Trotz allem sei die Schweiz erfreut, dass durch den Kompromiss die UNO-Friedensmissionen in Bosnien-Herzegowina weitergeführt werden können, sagte Berset Kohen. Die Schweiz werde sich dafür einsetzen, dass der ICC in Zukunft das Ziel der Universalität erreiche.

Zustimmung der EU

Die amtierende dänische EU-Ratspräsidentschaft äusserte sich positiver: Das Römische Statut des Internationalen Gerichtshofes werde nicht angetastet, und die Friedensmissionen der UNO könnten ohne Unterbrechung fortgesetzt werden.

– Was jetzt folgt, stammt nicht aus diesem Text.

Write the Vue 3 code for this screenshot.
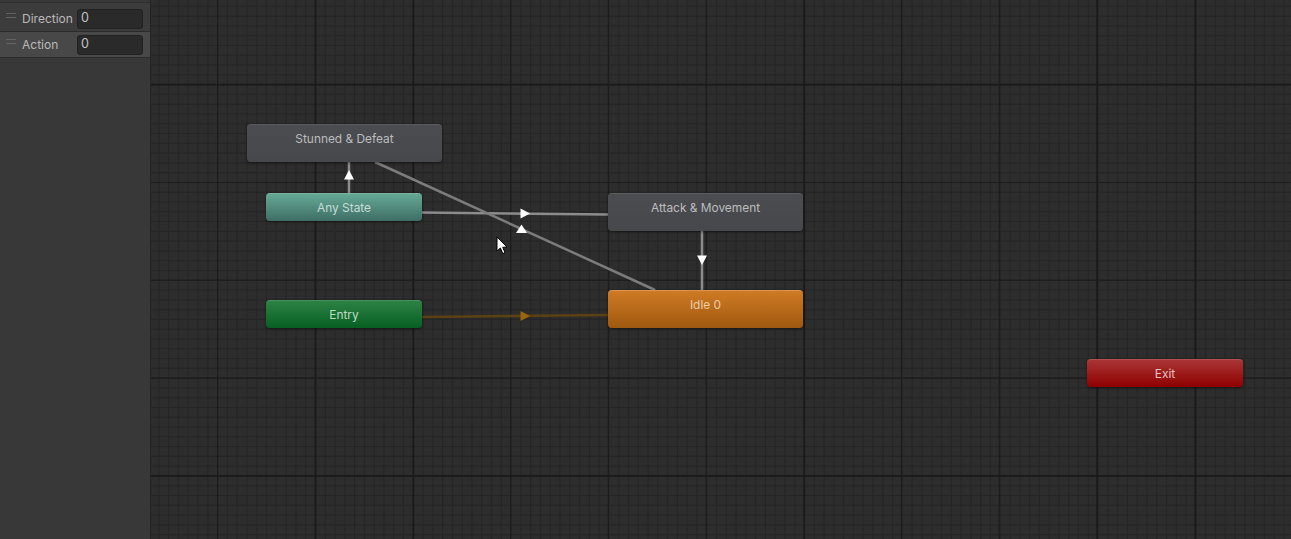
<script setup>
const params = [
  { name: 'Direction', value: '0' },
  { name: 'Action', value: '0', active: true },
];

const nodes = [
  { label: 'Stunned & Defeat', kind: 'plain', x: 247, y: 124, w: 195, h: 38 },
  { label: 'Any State', kind: 'any', x: 266, y: 193, w: 156, h: 28 },
  { label: 'Attack & Movement', kind: 'plain', x: 608, y: 193, w: 195, h: 38 },
  { label: 'Idle 0', kind: 'idle', x: 608, y: 290, w: 195, h: 38 },
  { label: 'Entry', kind: 'entry', x: 266, y: 300, w: 156, h: 28 },
  { label: 'Exit', kind: 'exit', x: 1087, y: 359, w: 156, h: 28 },
];

const nodeBox = (n) => ({
  left: n.x + 'px',
  top: n.y + 'px',
  width: n.w + 'px',
  height: n.h + 'px',
});

// grid lines, in canvas coords (sidebar takes the first 151px)
const STEP = 97.83;
const range = (start, end, step) => {
  const out = [];
  for (let v = start; v < end; v += step) out.push(v);
  return out;
};
const xMinor = range(217.6 - 151 - STEP, 1140, STEP / 10);
const yMinor = range(84.6 - STEP, 539, STEP / 10);

// screen capture was scaled, so some major lines came out heavier than others
const xMajor = [
  { at: 217.6, heavy: false },
  { at: 315.5, heavy: true },
  { at: 413.3, heavy: true },
  { at: 510.6, heavy: false },
  { at: 608.3, heavy: false },
  { at: 706.2, heavy: false },
  { at: 804.2, heavy: true },
  { at: 901.5, heavy: false },
  { at: 999.3, heavy: false },
  { at: 1097.2, heavy: true },
  { at: 1195.3, heavy: true },
].map((l) => ({ ...l, at: l.at - 151 }));
const yMajor = [
  { at: 84.6, heavy: true },
  { at: 182.5, heavy: false },
  { at: 280.3, heavy: false },
  { at: 378.1, heavy: false },
  { at: 475.8, heavy: true },
];
</script>

<template>
  <div class="window">
    <aside class="side">
      <div class="side-top"></div>
      <div v-for="p in params" :key="p.name" class="param" :class="{ active: p.active }">
        <span class="handle"></span>
        <span class="param-name">{{ p.name }}</span>
        <span class="param-input">{{ p.value }}</span>
      </div>
    </aside>

    <main class="canvas">
      <svg class="layer" width="1140" height="539">
        <line v-for="x in xMinor" :key="'vm' + x" :x1="x" :x2="x" y1="0" y2="539" class="minor" />
        <line v-for="y in yMinor" :key="'hm' + y" :y1="y" :y2="y" x1="0" x2="1140" class="minor" />
        <line
          v-for="l in xMajor"
          :key="'vM' + l.at"
          :x1="l.at"
          :x2="l.at"
          y1="0"
          y2="539"
          class="major"
          :class="{ heavy: l.heavy }"
        />
        <line
          v-for="l in yMajor"
          :key="'hM' + l.at"
          :y1="l.at"
          :y2="l.at"
          x1="0"
          x2="1140"
          class="major"
          :class="{ heavy: l.heavy }"
        />
      </svg>

      <svg class="layer" width="1140" height="539">
        <!-- shifted so the numbers read as page coords -->
        <g transform="translate(-151 0)">
          <line x1="349" y1="193" x2="349" y2="162" class="link" />
          <line x1="422" y1="212.5" x2="608" y2="214.5" class="link" />
          <line x1="375" y1="162" x2="655" y2="290" class="link dim" />
          <line x1="702" y1="231" x2="702" y2="290" class="link" />
          <line x1="422" y1="317" x2="608" y2="315" class="link entry-link" />

          <polygon points="349,170 344,179.5 354,179.5" class="tip" />
          <polygon points="530,213.5 520.5,208.5 520.5,218.5" class="tip" />
          <polygon points="521.5,224.5 516,233 527,233" class="tip" />
          <polygon points="702,265 697,255.5 707,255.5" class="tip" />
          <polygon points="530,316 520.5,311 520.5,321" class="tip-entry" />
        </g>
      </svg>

      <div
        v-for="n in nodes"
        :key="n.label"
        class="node"
        :class="n.kind"
        :style="nodeBox(n)"
      >{{ n.label }}</div>

      <svg class="cursor" width="14" height="20" viewBox="0 0 14 20">
        <path d="M1 1 L1 15 L4.4 12 L6.8 17.6 L9 16.6 L6.7 11.3 L11 11 Z" fill="#fff" stroke="#000" stroke-width="1" />
      </svg>
    </main>
  </div>
</template>

<style>
html, body {
  margin: 0;
  background: #2d2d2d;
  overflow: hidden;
}
</style>

<style scoped>
.window {
  display: flex;
  width: 1291px;
  height: 539px;
  overflow: hidden;
  font-family: Inter, "Liberation Sans", sans-serif;
}
.side {
  width: 150px;
  flex: none;
  background: #383838;
  border-right: 1px solid #242424;
}
.side-top {
  height: 3px;
  margin-top: 2px;
  background: #3c3c3c;
  border-top: 1px solid #2e2e2e;
}
.param {
  display: flex;
  align-items: center;
  height: 25px;
  padding: 0 7px 0 6px;
  background: #3c3c3c;
  border-bottom: 1px solid #2b2b2b;
}
.param.active {
  background: #484848;
}
.handle {
  width: 10px;
  height: 3px;
  flex: none;
  margin: -7px 6px 0 0;
  border-top: 1px solid #626262;
  border-bottom: 1px solid #626262;
}
.param-name {
  width: 55px;
  flex: none;
  font-size: 12px;
  color: #b8b8b8;
}
.param-input {
  flex: 1;
  height: 20px;
  box-sizing: border-box;
  padding-left: 3px;
  line-height: 16px;
  font-size: 12.5px;
  color: #c4c4c4;
  background: #2a2a2a;
  border: 1px solid #212121;
  border-radius: 3px;
}
.canvas {
  position: relative;
  flex: 1;
  background: #2d2d2d;
}
.layer {
  position: absolute;
  left: 0;
  top: 0;
}
.minor {
  stroke: #262626;
  stroke-width: 1.1;
}
.major {
  stroke: #1c1c1c;
  stroke-width: 1.1;
}
.major.heavy {
  stroke: #1a1a1a;
  stroke-width: 1.7;
}
.link {
  stroke: #8c8c8c;
  stroke-width: 2.5;
}
.link.dim {
  stroke: #7c7c7c;
}
.link.entry-link {
  stroke: #5c4114;
}
.tip {
  fill: #fff;
}
.tip-entry {
  fill: #9c640f;
}
.node {
  position: absolute;
  box-sizing: border-box;
  margin-left: -151px;
  padding-top: 6px;
  text-align: center;
  font-size: 11.9px;
  line-height: 15px;
  border-radius: 4px;
  box-shadow: 0 1px 3px rgba(0, 0, 0, 0.45);
}
.plain {
  color: #bcbcbc;
  background: linear-gradient(#4a4c50, #46484c);
  border-top: 1px solid #5a5c60;
}
.any {
  color: #c4dcd4;
  background: linear-gradient(#65a894, #3e6e66);
  border-top: 1px solid #78b4a2;
}
.entry {
  color: #bcdcc4;
  background: linear-gradient(#2c8244, #075f22);
  border-top: 1px solid #46925c;
}
.idle {
  color: #eccba8;
  background: linear-gradient(#cf7a24, #9f590f);
  border-top: 1px solid #dc9650;
}
.exit {
  color: #e8c0c0;
  background: linear-gradient(#a93434, #8f0000);
  border-top: 1px solid #b65050;
}
.cursor {
  position: absolute;
  left: 345px;
  top: 236px;
}
</style>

Auch das dreiköpfige Staatspräsidium Bosniens begrüsste die Verlängerung der Mandate.

Der deutsche Aussenminister Joschka Fischer erklärte, seine Regierung wolle die USA “langfristig zu einem Umdenken bewegen”. Aus Sicht Berlins müsse eine “akzeptable Lösung” gefunden werden, die weder den UNO-Sicherheitsrat noch das Statut des ICC beschädige. “Wir sind weiterhin der Ansicht, dass Angehörige von Friedensmissionen einer Immunität nicht bedürfen.”

Scharfe Kritik von Kanada und Mexiko

Kanada und Mexiko, zwei enge Verbündete der USA, machten kein Hehl aus ihrer Opposition zu Washingtons Position. “Dies ist ein trauriger Tag für die Vereinten Nationen”, sagte der kanadische UNO-Botschafter Paul Heinbecker nach der Abstimmung im Sicherheitsrat.

Der mexikanische UNO-Botschafter, Adolfo Aguilar Zinser, verliess aus Protest die Sitzung und überliess es seinem Stellvertreter, Mexikos Ja-Stimme für die Resolution abzugeben. “Die Grundstimmung in der internationalen Gemeinde ist, dass dies verkehrt ist”, sagte er.

US-Sonderbotschafter: Strafgerichtshof nicht immer neutral

Nach Ansicht des amerikanischen Sonderbotschafters für Kriegsverbrechen, Pierre-Richard Prosper, wird der Internationale Strafgerichtshof nicht immer neutral arbeiten.

Der deutschen Zeitung “Welt am Sonntag” sagte Prosper, in den USA werde bezweifelt, dass der Strafgerichtshof nur dann tätig werde, wenn ein Staat nicht willens oder in der Lage zur Strafverfolgung sei. “Wir haben Einwände gegen den Vertrag, nicht gegen die Idee, dass Kriegsverbrechen verfolgt und geahndet werden”, betonte der US-Botschafter.

Er kritisierte ausserdem, dass es dem Strafgerichtshof an Kontroll-Mechanismen mangle. So könne eine einzelne Person im wesentlichen die Entscheidungen fällen.

Auch China, Indien und Pakistan goutieren ICC nicht

Die USA sind mit ihrer Haltung nicht allein. China, Indien, Pakistan und möglicherweise auch Russland werden im Abseits stehen, wenn das Gericht im kommenden Jahr in Den Haag die Arbeit aufnimmt.

Das Römische Statut des Strafgerichtshofes ist von 139 Ländern unterzeichnet und von 76 auch ratifiziert worden. Die Schweiz hat das Abkommen im Oktober letzten Jahres ratifiziert.